* **OBJECTIVE**: Among the entries below, find the lines with "this" and copy them.

[Records with interface code]
============
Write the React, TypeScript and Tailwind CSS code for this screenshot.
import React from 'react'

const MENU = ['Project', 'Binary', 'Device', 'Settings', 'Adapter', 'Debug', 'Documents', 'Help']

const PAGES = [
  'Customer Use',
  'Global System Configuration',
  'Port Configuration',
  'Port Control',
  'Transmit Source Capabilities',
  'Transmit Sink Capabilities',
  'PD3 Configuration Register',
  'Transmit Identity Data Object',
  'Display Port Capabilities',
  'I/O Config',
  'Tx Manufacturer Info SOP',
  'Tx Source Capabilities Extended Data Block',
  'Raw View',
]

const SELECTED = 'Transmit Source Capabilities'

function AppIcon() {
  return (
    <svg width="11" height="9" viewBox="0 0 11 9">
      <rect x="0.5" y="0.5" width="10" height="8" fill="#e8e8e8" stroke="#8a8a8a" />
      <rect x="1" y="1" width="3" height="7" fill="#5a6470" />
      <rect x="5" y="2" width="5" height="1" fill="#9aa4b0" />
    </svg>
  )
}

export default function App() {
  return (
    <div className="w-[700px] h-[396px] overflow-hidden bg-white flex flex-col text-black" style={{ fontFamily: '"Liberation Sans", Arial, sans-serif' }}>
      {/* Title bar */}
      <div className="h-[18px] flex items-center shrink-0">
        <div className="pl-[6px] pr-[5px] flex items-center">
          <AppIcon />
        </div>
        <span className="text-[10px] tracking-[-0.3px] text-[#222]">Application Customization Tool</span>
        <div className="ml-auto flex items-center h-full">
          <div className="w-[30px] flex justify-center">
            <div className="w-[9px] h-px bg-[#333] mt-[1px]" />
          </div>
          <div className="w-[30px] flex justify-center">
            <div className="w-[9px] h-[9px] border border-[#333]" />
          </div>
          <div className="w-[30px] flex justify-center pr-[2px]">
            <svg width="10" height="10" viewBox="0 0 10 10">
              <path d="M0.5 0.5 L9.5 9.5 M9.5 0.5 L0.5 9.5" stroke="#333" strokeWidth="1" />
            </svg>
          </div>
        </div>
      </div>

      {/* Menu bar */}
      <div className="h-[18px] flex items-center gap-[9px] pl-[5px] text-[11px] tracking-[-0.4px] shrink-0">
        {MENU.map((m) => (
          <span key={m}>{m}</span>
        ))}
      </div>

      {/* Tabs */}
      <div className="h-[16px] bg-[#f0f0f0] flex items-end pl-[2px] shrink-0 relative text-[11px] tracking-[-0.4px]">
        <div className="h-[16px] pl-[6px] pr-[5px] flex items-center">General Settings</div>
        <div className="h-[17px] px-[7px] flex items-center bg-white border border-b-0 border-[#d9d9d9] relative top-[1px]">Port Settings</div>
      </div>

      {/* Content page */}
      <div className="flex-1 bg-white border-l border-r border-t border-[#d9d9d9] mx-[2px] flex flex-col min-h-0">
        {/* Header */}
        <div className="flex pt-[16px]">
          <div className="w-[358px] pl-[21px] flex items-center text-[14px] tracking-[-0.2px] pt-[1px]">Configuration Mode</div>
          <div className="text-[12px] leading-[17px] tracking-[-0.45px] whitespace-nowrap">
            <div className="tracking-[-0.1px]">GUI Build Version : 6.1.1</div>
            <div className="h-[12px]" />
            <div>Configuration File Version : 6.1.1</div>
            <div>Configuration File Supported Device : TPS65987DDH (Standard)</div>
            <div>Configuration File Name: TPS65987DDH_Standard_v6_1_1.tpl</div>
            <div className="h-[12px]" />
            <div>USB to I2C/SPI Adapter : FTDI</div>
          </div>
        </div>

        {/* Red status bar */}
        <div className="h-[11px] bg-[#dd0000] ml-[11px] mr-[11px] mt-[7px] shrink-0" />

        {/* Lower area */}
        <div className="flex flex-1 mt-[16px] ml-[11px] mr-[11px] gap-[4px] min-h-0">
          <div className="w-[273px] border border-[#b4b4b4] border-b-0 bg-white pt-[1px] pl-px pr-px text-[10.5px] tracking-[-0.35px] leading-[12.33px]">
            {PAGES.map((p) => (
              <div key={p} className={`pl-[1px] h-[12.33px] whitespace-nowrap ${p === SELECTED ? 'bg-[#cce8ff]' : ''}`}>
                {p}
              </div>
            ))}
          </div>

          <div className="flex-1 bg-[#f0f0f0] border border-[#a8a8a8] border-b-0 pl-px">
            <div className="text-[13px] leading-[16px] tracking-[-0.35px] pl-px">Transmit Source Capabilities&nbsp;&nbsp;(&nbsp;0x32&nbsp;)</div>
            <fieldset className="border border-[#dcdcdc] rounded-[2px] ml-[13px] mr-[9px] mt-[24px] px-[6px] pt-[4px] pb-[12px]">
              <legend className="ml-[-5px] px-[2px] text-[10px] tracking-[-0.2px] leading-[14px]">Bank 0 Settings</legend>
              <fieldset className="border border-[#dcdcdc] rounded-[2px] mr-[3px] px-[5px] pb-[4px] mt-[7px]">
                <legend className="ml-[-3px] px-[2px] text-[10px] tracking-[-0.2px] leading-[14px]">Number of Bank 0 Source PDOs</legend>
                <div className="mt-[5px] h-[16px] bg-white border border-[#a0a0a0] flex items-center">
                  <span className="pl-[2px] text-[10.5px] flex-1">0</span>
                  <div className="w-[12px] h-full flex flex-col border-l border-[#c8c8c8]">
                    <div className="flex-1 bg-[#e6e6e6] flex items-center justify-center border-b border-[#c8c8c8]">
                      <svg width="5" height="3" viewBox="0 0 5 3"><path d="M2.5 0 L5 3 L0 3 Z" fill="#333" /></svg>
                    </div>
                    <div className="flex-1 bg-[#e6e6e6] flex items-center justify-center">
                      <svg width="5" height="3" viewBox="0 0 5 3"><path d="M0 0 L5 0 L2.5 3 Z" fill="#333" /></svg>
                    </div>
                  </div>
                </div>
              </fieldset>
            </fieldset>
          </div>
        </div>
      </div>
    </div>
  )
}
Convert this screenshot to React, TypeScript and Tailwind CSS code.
============
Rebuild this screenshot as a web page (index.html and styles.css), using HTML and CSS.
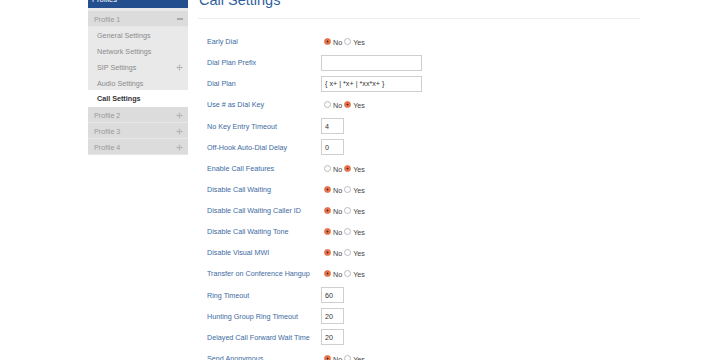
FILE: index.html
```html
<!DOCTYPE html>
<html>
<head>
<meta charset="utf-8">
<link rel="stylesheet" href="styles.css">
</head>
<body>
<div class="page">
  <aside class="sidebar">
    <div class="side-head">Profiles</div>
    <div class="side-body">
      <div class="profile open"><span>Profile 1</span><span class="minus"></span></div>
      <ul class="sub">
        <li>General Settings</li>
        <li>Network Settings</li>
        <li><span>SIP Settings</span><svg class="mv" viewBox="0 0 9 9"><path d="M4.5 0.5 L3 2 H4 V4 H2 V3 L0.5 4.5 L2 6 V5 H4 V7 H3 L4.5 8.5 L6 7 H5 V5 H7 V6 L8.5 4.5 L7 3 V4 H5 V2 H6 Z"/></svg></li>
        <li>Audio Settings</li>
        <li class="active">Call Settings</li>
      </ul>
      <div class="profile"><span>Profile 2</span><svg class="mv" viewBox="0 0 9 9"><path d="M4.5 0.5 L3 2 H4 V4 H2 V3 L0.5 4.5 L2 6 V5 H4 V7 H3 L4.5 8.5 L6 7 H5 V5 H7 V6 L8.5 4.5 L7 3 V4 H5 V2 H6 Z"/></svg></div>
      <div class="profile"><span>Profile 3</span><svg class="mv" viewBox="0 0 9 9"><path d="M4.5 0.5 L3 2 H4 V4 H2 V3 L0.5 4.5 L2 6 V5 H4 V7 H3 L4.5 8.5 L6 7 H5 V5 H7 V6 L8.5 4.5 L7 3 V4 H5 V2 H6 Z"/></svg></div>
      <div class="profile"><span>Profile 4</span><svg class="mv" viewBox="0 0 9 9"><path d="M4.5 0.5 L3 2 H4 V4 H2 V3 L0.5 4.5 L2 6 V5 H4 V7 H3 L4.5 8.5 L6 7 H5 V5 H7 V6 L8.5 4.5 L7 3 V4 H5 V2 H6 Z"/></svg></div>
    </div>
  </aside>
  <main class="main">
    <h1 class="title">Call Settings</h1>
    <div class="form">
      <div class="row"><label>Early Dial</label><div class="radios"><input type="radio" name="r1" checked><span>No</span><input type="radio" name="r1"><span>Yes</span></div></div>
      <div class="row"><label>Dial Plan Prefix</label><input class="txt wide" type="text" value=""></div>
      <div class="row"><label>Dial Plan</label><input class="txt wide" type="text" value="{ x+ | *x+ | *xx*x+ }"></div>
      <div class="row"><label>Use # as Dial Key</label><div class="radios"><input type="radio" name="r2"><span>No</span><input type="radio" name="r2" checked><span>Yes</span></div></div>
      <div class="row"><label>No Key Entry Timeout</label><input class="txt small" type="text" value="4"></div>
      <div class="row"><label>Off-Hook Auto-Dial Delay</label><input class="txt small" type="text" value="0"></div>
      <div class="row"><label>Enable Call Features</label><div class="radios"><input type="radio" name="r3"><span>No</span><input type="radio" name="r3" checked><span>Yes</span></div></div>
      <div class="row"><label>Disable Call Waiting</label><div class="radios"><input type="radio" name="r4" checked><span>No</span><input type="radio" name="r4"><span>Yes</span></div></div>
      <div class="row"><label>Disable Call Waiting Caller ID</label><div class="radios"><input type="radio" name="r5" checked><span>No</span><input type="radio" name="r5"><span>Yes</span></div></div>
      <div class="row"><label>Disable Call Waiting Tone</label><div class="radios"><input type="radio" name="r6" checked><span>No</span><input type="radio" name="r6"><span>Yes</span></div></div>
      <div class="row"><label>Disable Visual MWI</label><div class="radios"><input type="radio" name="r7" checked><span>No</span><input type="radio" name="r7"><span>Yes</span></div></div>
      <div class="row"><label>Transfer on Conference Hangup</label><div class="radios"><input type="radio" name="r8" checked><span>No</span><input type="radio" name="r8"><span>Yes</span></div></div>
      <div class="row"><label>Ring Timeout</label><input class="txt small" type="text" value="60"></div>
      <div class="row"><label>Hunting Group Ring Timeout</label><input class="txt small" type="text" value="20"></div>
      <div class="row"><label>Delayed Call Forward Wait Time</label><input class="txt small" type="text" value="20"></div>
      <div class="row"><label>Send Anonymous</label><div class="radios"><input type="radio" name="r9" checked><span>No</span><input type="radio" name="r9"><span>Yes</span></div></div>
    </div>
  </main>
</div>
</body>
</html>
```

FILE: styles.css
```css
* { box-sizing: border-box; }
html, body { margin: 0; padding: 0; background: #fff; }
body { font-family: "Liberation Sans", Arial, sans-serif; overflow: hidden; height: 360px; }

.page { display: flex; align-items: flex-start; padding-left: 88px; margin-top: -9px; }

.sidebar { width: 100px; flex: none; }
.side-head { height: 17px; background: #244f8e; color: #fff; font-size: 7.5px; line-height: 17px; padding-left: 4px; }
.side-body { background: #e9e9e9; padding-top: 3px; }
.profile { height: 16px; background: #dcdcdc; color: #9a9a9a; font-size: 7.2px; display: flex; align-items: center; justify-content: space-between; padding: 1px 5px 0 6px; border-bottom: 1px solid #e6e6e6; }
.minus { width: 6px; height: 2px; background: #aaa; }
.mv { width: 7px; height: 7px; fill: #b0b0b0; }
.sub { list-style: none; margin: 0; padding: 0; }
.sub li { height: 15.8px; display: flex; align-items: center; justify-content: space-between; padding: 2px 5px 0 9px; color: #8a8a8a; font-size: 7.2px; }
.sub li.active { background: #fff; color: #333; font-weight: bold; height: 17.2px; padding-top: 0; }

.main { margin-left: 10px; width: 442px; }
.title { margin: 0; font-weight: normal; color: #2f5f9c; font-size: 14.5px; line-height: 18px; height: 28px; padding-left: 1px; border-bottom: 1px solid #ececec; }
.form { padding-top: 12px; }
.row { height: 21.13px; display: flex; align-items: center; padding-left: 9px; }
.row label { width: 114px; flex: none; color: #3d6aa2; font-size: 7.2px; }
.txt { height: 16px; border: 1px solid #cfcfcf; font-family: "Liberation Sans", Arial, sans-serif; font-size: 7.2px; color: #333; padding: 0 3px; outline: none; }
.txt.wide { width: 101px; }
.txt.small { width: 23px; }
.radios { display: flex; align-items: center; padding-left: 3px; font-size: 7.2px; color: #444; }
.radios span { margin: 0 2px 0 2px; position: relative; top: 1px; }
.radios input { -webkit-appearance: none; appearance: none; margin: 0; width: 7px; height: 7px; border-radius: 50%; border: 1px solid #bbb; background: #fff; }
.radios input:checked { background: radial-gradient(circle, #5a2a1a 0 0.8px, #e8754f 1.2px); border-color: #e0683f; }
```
============
* **SOLVED PROBLEM**:
Write the React, TypeScript and Tailwind CSS code for this screenshot.
Convert this screenshot to React, TypeScript and Tailwind CSS code.
Rebuild this screenshot as a web page (index.html and styles.css), using HTML and CSS.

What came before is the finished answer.